| Goal |
Only a number is wanted: how many lines in the listing contain the word "styles"?

* Begin Material *

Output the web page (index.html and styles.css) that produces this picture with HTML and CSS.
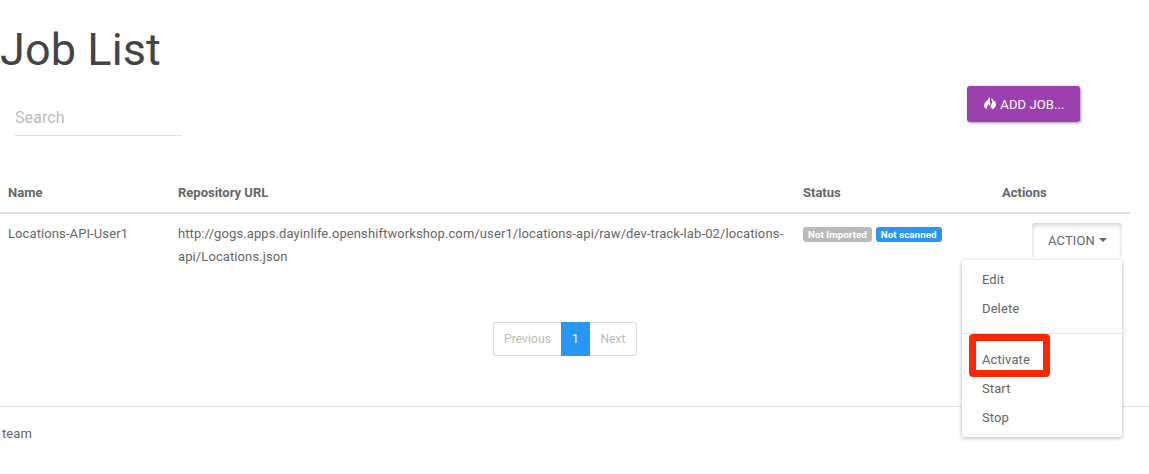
FILE: index.html
```html
<!DOCTYPE html>
<html lang="en">
<head>
<meta charset="utf-8">
<title>Job List</title>
<link rel="stylesheet" href="styles.css">
</head>
<body>
<main class="page">
  <h1 class="title">Job List</h1>
  <div class="toolbar">
    <input class="search" type="text" placeholder="Search" aria-label="Search">
    <button class="add" type="button">
      <svg class="flame" viewBox="0 0 12 13" aria-hidden="true"><path d="M4.7 0C5.1 1.9 3.6 2.9 2 4.5.6 5.9 0 7 .1 8.5c.1 2 1.4 3.4 3.5 3.9-.9-1.2-.8-2.5 0-3.5.7-.8.8-1.3.6-2 .9.3 1.2 1 .9 1.9.9-.4 1.3-1.2 1.1-2.2-.2-1-.7-1.8-.4-2.8C6.3 2.3 6.3.7 4.7 0z"/><path d="M7.4 1.5c2 .5 2.3 1.7 2.3 3.3.5-.2.7-.5.8-1 1.1 1.1 1.5 2.4 1.4 4-.1 2.4-1.7 4-4 4.7-.2-1.100.3-1.700.9-2.600-.7.1-1.300.7-1.800 1.500-.7-1.500-.5-2.500.2-3.600C8.100 6.300 8.400 4.600 7.600 3.300 7.300 2.700 7.200 2.100 7.400 1.500z"/></svg>
      <span>ADD JOB...</span>
    </button>
  </div>
  <table class="jobs">
    <colgroup><col class="c-name"><col class="c-url"><col class="c-status"><col class="c-actions"></colgroup>
    <thead><tr><th>Name</th><th>Repository URL</th><th>Status</th><th>Actions</th></tr></thead>
    <tbody><tr>
      <td>Locations-API-User1</td>
      <td>http://gogs.apps.dayinlife.openshiftworkshop.com/user1/locations-api/raw/dev-track-lab-02/locations-api/Locations.json</td>
      <td><div class="labels"><span class="label">Not Imported</span><span class="label info">Not scanned</span></div></td>
      <td>
        <div class="dropdown">
          <button class="action" type="button">ACTION<span class="caret"></span></button>
          <ul class="menu">
            <li>Edit</li>
            <li>Delete</li>
            <li class="divider"></li>
            <li class="marked">Activate</li>
            <li>Start</li>
            <li>Stop</li>
          </ul>
        </div>
      </td>
    </tr></tbody>
  </table>
  <nav class="pager">
    <span class="pg prev">Previous</span><span class="pg current">1</span><span class="pg next">Next</span>
  </nav>
</main>
<footer class="footer">team</footer>
</body>
</html>
```
FILE: styles.css
```css
*, *::after { box-sizing: border-box; }
body {
  margin: 0;
  height: 474px;
  overflow: hidden;
  background: #fff;
  color: #666;
  font: 13px/23px Roboto, sans-serif;
  letter-spacing: .1px;
}
button, input { font: inherit; letter-spacing: inherit; }
.page { width: 1130px; height: 406px; padding-top: 25px; }
.title {
  margin: 0;
  height: 49px;
  color: #444;
  font-size: 45px;
  font-weight: 400;
  line-height: 50px;
  letter-spacing: .1px;
}
.toolbar {
  display: flex;
  justify-content: space-between;
  height: 99px;
  padding: 12px 50px 0 15px;
}
.search {
  width: 167px;
  height: 37px;
  margin-top: 13px;
  padding: 0;
  border: 0;
  border-radius: 0;
  background: transparent;
  box-shadow: inset 0 -1px 0 #ddd;
  font-size: 16px;
  outline: 0;
}
.search::placeholder { color: #bbb; opacity: 1; }
.add {
  display: flex;
  align-items: center;
  justify-content: center;
  gap: 4px;
  width: 113px;
  height: 36px;
  padding: 0 0 0 2px;
  border: 0;
  border-radius: 3px;
  background: #9c40b0;
  color: #fff;
  box-shadow: 1px 1px 3px rgba(0, 0, 0, .4);
}
.flame { width: 12px; height: 13px; margin-top: -2px; fill: #fff; }
.jobs { width: 1130px; border-collapse: collapse; table-layout: fixed; }
.c-name { width: 170px; }
.c-url { width: 625px; }
.c-status { width: 199px; }
.jobs th, .jobs td { padding: 8px; text-align: left; vertical-align: top; }
.jobs th { height: 40px; padding-bottom: 7px; border-bottom: 2px solid #ddd; font-weight: 700; letter-spacing: 0; }
.labels { display: flex; gap: 4px; padding-top: 5px; }
.label {
  height: 15px;
  padding: 0 5px;
  border-radius: 3px;
  background: #bbb;
  color: #fff;
  font-size: 9.75px;
  font-weight: 700;
  letter-spacing: .05px;
  line-height: 16px;
  white-space: nowrap;
}
.info { background: #2996f3; }
.dropdown { position: relative; display: flex; justify-content: flex-end; height: 36px; }
.action {
  display: flex;
  align-items: center;
  justify-content: center;
  gap: 4px;
  width: 90px;
  height: 36px;
  margin-top: 1px;
  padding: 0 0 2px 1px;
  border: 0;
  border-radius: 3px;
  background: #fff;
  color: #666;
  box-shadow: inset 0 2px 4px rgba(0, 0, 0, .2);
  clip-path: inset(0 0 2px);
}
.caret { border: 4px solid transparent; border-top-color: #666; border-bottom: 0; }
.menu {
  position: absolute;
  top: 38px;
  right: 0;
  width: 160px;
  height: 177px;
  margin: 0;
  padding: 5px 0;
  border-radius: 3px;
  background: #fff;
  box-shadow: 0 1px 4px rgba(0, 0, 0, .3);
  list-style: none;
}
.menu li { padding: 3px 20px; }
.menu .divider { height: 1px; margin: 10px 0 11px; padding: 0; background: #e5e5e5; }
.marked { position: relative; }
.marked::after {
  content: "";
  position: absolute;
  top: -11px;
  left: 7px;
  width: 81px;
  height: 43px;
  border: 7px solid #ff2600;
  border-radius: 4px;
}
.pager {
  display: flex;
  width: 144px;
  height: 34px;
  margin: 46px auto 0 493px;
  font-size: 12px;
  line-height: 32px;
  text-align: center;
}
.pg { border: 1px solid #ddd; color: #bbb; }
.prev { width: 68px; border-right: 0; border-radius: 3px 0 0 3px; }
.current { width: 29px; border-color: #2996f3; background: #2996f3; color: #fff; }
.next { width: 47px; border-left: 0; border-radius: 0 3px 3px 0; }
.footer { padding: 15px 2px; border-top: 1px solid #ddd; }
```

* End Material *

| Result of the task |
3